-- BEGIN Data --

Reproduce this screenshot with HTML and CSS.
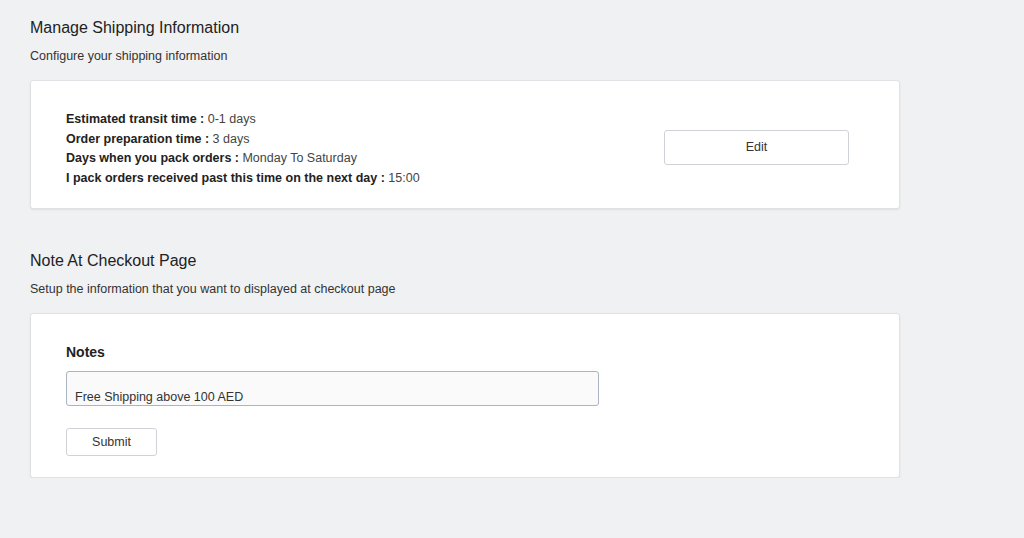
FILE: index.html
```html
<!DOCTYPE html>
<html>
<head>
<meta charset="utf-8">
<link rel="stylesheet" href="styles.css">
</head>
<body>
<div class="page">
  <section class="section">
    <h2 class="title">Manage Shipping Information</h2>
    <p class="subtitle">Configure your shipping information</p>
    <div class="card card-info">
      <div class="info">
        <div class="row"><b>Estimated transit time :</b> 0-1 days</div>
        <div class="row"><b>Order preparation time :</b> 3 days</div>
        <div class="row"><b>Days when you pack orders :</b> Monday To Saturday</div>
        <div class="row"><b>I pack orders received past this time on the next day :</b> 15:00</div>
      </div>
      <button class="btn btn-edit">Edit</button>
    </div>
  </section>
  <section class="section section-2">
    <h2 class="title">Note At Checkout Page</h2>
    <p class="subtitle">Setup the information that you want to displayed at checkout page</p>
    <div class="card card-notes">
      <div class="notes-label">Notes</div>
      <div class="notes-box">Free Shipping above 100 AED</div>
      <button class="btn btn-submit">Submit</button>
    </div>
  </section>
</div>
</body>
</html>
```

FILE: styles.css
```css
html, body {
  margin: 0;
  padding: 0;
  background: #f0f1f3;
  font-family: "Liberation Sans", Arial, sans-serif;
  color: #222;
}
.page {
  width: 870px;
  padding: 18px 0 0 30px;
}
.title {
  margin: 0;
  font-size: 16px;
  font-weight: normal;
  color: #222;
  line-height: 20px;
}
.subtitle {
  margin: 10px 0 0;
  font-size: 12.5px;
  color: #333;
  line-height: 16px;
}
.card {
  background: #fff;
  border: 1px solid #dfe1e5;
  border-radius: 3px;
  box-shadow: 0 1px 2px rgba(0,0,0,0.08);
  margin-top: 16px;
}
.card-info {
  display: flex;
  align-items: center;
  justify-content: space-between;
  padding: 29px 50px 20px 35px;
  height: 78px;
}
.info {
  font-size: 12.5px;
  color: #444;
}
.row {
  line-height: 19.5px;
}
.row b {
  color: #222;
}
.btn {
  background: #fff;
  border: 1px solid #cfd2d6;
  border-radius: 3px;
  font-family: "Liberation Sans", Arial, sans-serif;
  font-size: 12.5px;
  color: #333;
  padding: 0;
  cursor: pointer;
}
.btn-edit {
  width: 185px;
  height: 35px;
  margin-top: -4px;
}
.section-2 {
  margin-top: 42px;
}
.card-notes {
  padding: 29px 35px 21px;
}
.notes-label {
  font-size: 14px;
  font-weight: bold;
  color: #222;
  line-height: 18px;
}
.notes-box {
  margin-top: 10px;
  width: 533px;
  height: 35px;
  box-sizing: border-box;
  border: 1px solid #aab4c2;
  border-radius: 3px;
  background: #fafafa;
  font-size: 12.5px;
  color: #333;
  padding: 18px 8px 0;
  line-height: 15px;
}
.btn-submit {
  margin-top: 22px;
  width: 91px;
  height: 28px;
  display: block;
}
```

-- END Data --

— Task description —
Each line above that holds the string "this" should be copied and shown.

— Output below —
Reproduce this screenshot with HTML and CSS.
        <div class="row"><b>I pack orders received past this time on the next day :</b> 15:00</div>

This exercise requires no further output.